You have two dependency chains through memory
b
. This is twice as long and will be the overall bottleneck for the loop.a
(with an extra read each iteration which can happen in parallel with the read that's part of the next a ^= i;
).The dep chain for i
only involves registers and can run far ahead of the others; it's no surprise that add $0x1,%rax
has no counts. Its execution cost is totally hidden in the shadow of waiting for loads.
I'm a bit surprised there are significant counts for mov %edx,a
. Perhaps it sometimes has to wait for the older store uops involving b
to run on the CPUs single store-data port. (Uops are dispatched to ports according to oldest-ready first. How are x86 uops scheduled, exactly?)
Uops can't retire until all previous uops have executed, so it could just be getting some skew from the store at the bottom of the loop. Uops retire in groups of 4, so if the mov %edx,b
does retire, the already-executed cmp/jcc, the mov load of a
, and the xor %eax,%edx
can retire with it. Those are not part of the dep chain that waits for b
, so they're always going to be sitting in the ROB waiting to retire whenever the b
store is ready to retire. (This is guesswork about how mov %edx,a
could be getting counts, despite not being part of a real bottleneck.)
The store-address uops should all run far ahead of the loop because they don't have to wait for previous iterations: RIP-relative addressing1 is ready right away. And they can run on port 7, or compete with loads for ports 2 or 3. Same for the loads: they can execute right away and detect what store they're waiting for, with the load buffer monitoring it and ready to report when the data becomes ready after the store-data uop does eventually run.

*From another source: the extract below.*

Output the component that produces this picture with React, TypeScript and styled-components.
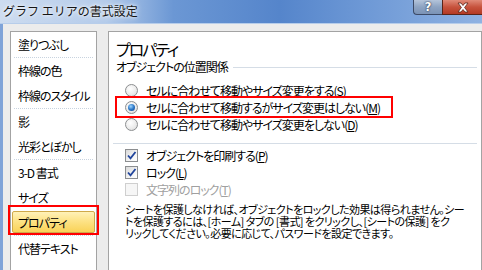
import React from "react";
import styled, { createGlobalStyle, css } from "styled-components";

const GlobalStyle = createGlobalStyle`
    html, body {
        margin: 0;
        padding: 0;
        width: 482px;
        height: 270px;
        overflow: hidden;
        background: #ececec;
    }
    body {
        font-family: "Noto Sans CJK JP", "Noto Sans", sans-serif;
        font-size: 12px;
        color: #000;
    }
`;

const categories = [
    { label: "塗りつぶし", sep: true },
    { label: "枠線の色" },
    { label: "枠線のスタイル", sep: true },
    { label: "影" },
    { label: "光彩とぼかし", sep: true },
    { label: "3-D 書式" },
    { label: "サイズ" },
    { label: "プロパティ", active: true, sep: true },
    { label: "代替テキスト" },
];

const Mnemonic = ({ k }: { k: string }) => (
    <>(<U>{k}</U>)</>
);

const App = () => {
    return (
        <Window>
            <GlobalStyle />
            <TitleBar>
                <Title>グラフ エリアの書式設定</Title>
                <TitleButtons>
                    <HelpButton>?</HelpButton>
                    <CloseButton>
                        <svg width="14" height="11" viewBox="0 0 14 11">
                            <path
                                d="M2 1h3l2 2.5L9 1h3L8.6 5.5 12 10H9L7 7.5 5 10H2l3.4-4.5z"
                                fill="#fff"
                                stroke="#5a2418"
                                strokeWidth="0.8"
                            />
                        </svg>
                    </CloseButton>
                </TitleButtons>
            </TitleBar>

            <Body>
                <CategoryPanel>
                    {categories.map((c) => (
                        <React.Fragment key={c.label}>
                            <CategoryItem>
                                <CategoryInner $active={c.active}>{c.label}</CategoryInner>
                                {c.active && <CategoryMark />}
                            </CategoryItem>
                            {c.sep && <CategorySeparator />}
                        </React.Fragment>
                    ))}
                </CategoryPanel>

                <ContentPanel>
                    <Heading>プロパティ</Heading>

                    <SectionHeader>
                        <span>オブジェクトの位置関係</span>
                        <SectionLine />
                    </SectionHeader>

                    <OptionGroup>
                        <OptionRow>
                            <Radio />
                            <span>セルに合わせて移動やサイズ変更をする<Mnemonic k="S" /></span>
                        </OptionRow>
                        <OptionRow>
                            <Radio $checked />
                            <span>セルに合わせて移動するがサイズ変更はしない<Mnemonic k="M" /></span>
                            <RowMark />
                        </OptionRow>
                        <OptionRow>
                            <Radio />
                            <span>セルに合わせて移動やサイズ変更をしない<Mnemonic k="D" /></span>
                        </OptionRow>
                    </OptionGroup>

                    <Divider />

                    <CheckGroup>
                        <OptionRow>
                            <Checkbox $checked>
                                <CheckMark />
                            </Checkbox>
                            <span>オブジェクトを印刷する<Mnemonic k="P" /></span>
                        </OptionRow>
                        <OptionRow>
                            <Checkbox $checked>
                                <CheckMark />
                            </Checkbox>
                            <span>ロック<Mnemonic k="L" /></span>
                        </OptionRow>
                        <OptionRow $disabled>
                            <Checkbox $disabled />
                            <span>文字列のロック<Mnemonic k="T" /></span>
                        </OptionRow>
                    </CheckGroup>

                    <Note>
                        シートを保護しなければ、オブジェクトをロックした効果は得られません。シー
                        <br />
                        トを保護するには、[ホーム] タブの [書式] をクリックし、[シートの保護] をク
                        <br />
                        リックしてください。必要に応じて、パスワードを設定できます。
                    </Note>
                </ContentPanel>
            </Body>
        </Window>
    );
};

const CheckMark = () => (
    <svg width="11" height="11" viewBox="0 0 11 11">
        <path d="M2 5.5l2.5 2.8L9.5 2" fill="none" stroke="#21459c" strokeWidth="1.8" />
    </svg>
);

const Window = styled.div`
    width: 482px;
    height: 270px;
    display: flex;
    flex-direction: column;
    overflow: hidden;
`;

const TitleBar = styled.div`
    height: 23px;
    flex: none;
    display: flex;
    justify-content: space-between;
    align-items: flex-start;
    background: linear-gradient(90deg, #cddcf0 0%, #b4cbea 22%, #6b97d4 36%, #5585cb 58%, #6e99d6 76%, #8fb2e2 100%);
    border-bottom: 1px solid #b7cdea;
`;

const Title = styled.div`
    padding-left: 3px;
    line-height: 22px;
    font-size: 12px;
    color: #151515;
    text-shadow: 0 0 6px #fff, 0 0 3px #fff;
    white-space: nowrap;
`;

const TitleButtons = styled.div`
    display: flex;
`;

const titleButton = css`
    height: 15px;
    box-sizing: border-box;
    display: flex;
    align-items: center;
    justify-content: center;
    border: 1px solid #3c4a66;
    border-top: none;
`;

const HelpButton = styled.div`
    ${titleButton};
    width: 29px;
    border-radius: 0 0 0 4px;
    border-right: none;
    background: linear-gradient(#b4c4da, #8da3c2 50%, #7b93b6);
    color: #fff;
    font-family: "DejaVu Sans", sans-serif;
    font-weight: bold;
    font-size: 12px;
    text-shadow: 0 0 2px #2a3550, 0 0 1px #2a3550;
`;

const CloseButton = styled.div`
    ${titleButton};
    width: 40px;
    border-color: #5a2418;
    border-right: none;
    background: linear-gradient(#e08a78, #c7533d 50%, #b43a24);
`;

const Body = styled.div`
    flex: 1;
    min-height: 0;
    display: flex;
    gap: 11px;
    padding: 7px 0 0 7px;
    border-left: 3px solid #7fa3d8;
    background: #ececec;
`;

const CategoryPanel = styled.div`
    width: 87px;
    flex: none;
    box-sizing: border-box;
    border: 1px solid #a3a3a3;
    border-bottom: none;
    background: #fff;
`;

const CategoryItem = styled.div`
    position: relative;
    height: 25px;
    box-sizing: border-box;
    padding: 1px 1px 2px 1px;
    display: flex;
`;

const CategoryInner = styled.div<{ $active?: boolean }>`
    flex: 1;
    display: flex;
    align-items: center;
    padding-left: 5px;
    border: 1px solid transparent;
    border-radius: 2px;
    font-feature-settings: "palt";
    letter-spacing: -1px;
    white-space: nowrap;
    ${(p) =>
        p.$active &&
        css`
            background: linear-gradient(#fff1b8, #fde387 45%, #f9d257);
            border-color: #cfa94a;
        `}
`;

const CategoryMark = styled.div`
    position: absolute;
    left: -3px;
    right: -3px;
    top: -5px;
    bottom: 0;
    border: 2px solid #f00;
`;

const CategorySeparator = styled.div`
    height: 0;
    margin: 0 3px;
    border-top: 1px dotted #c8d3df;
`;

const ContentPanel = styled.div`
    flex: 1;
    box-sizing: border-box;
    border: 1px solid #a3a3a3;
    border-bottom: none;
    background: #fff;
    padding: 6px 4px 0 7px;
    font-feature-settings: "palt";
    letter-spacing: -1px;
    white-space: nowrap;
`;

const Heading = styled.div`
    font-size: 16px;
    line-height: 22px;
    letter-spacing: -2px;
`;

const SectionHeader = styled.div`
    display: flex;
    align-items: center;
    gap: 5px;
    height: 14px;
    line-height: 14px;
`;

const SectionLine = styled.div`
    flex: 1;
    height: 1px;
    background: #d5dde6;
`;

const OptionGroup = styled.div`
    margin-top: 8px;
    padding-left: 9px;
`;

const OptionRow = styled.div<{ $disabled?: boolean }>`
    position: relative;
    height: 17px;
    display: flex;
    align-items: center;
    gap: 8px;
    color: ${(p) => (p.$disabled ? "#a0a0a0" : "#000")};
`;

const RowMark = styled.div`
    position: absolute;
    left: -10px;
    width: 278px;
    top: -3px;
    height: 22px;
    box-sizing: border-box;
    border: 2px solid #f00;
`;

const Radio = styled.span<{ $checked?: boolean }>`
    position: relative;
    width: 13px;
    height: 13px;
    flex: none;
    box-sizing: border-box;
    border-radius: 50%;
    border: 1px solid #8c8e90;
    background: radial-gradient(circle at 40% 35%, #fff 0%, #eaeaea 60%, #d2d2d2 100%);

    ${(p) =>
        p.$checked &&
        css`
            &::after {
                content: "";
                position: absolute;
                left: 2px;
                top: 2px;
                width: 7px;
                height: 7px;
                border-radius: 50%;
                background: radial-gradient(circle at 40% 35%, #9fd6ff 0%, #2c78c8 50%, #0d3e82 100%);
            }
        `}
`;

const Divider = styled.div`
    height: 1px;
    margin: 10px 0 0 -3px;
    background: #d5dde6;
`;

const CheckGroup = styled.div`
    margin-top: 3px;
    padding-left: 9px;
`;

const Checkbox = styled.span<{ $checked?: boolean; $disabled?: boolean }>`
    width: 13px;
    height: 13px;
    flex: none;
    box-sizing: border-box;
    display: flex;
    align-items: center;
    justify-content: center;
    border: 1px solid ${(p) => (p.$disabled ? "#cfcfcf" : "#8c8e90")};
    background: ${(p) =>
        p.$disabled ? "#f6f6f6" : "linear-gradient(135deg, #d9d9d9, #f4f4f4 60%, #fff)"};
`;

const Note = styled.div`
    margin-top: 5px;
    padding-left: 9px;
    line-height: 12px;
    font-size: 11px;
    letter-spacing: -0.55px;
`;

const U = styled.span`
    text-decoration: underline;
`;

export default App;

Presumably the front-end will eventually bottleneck on allocating load buffer entries, and that's what will limit how many uops can be in the back-end, not ROB or RS size.
Footnote 1: Your annotated output only shows a
not a(%rip)
so that's odd; doesn't matter if somehow you did get it to use 32-bit absolute, or if it's just a disassembly quirk failing to show RIP-relative.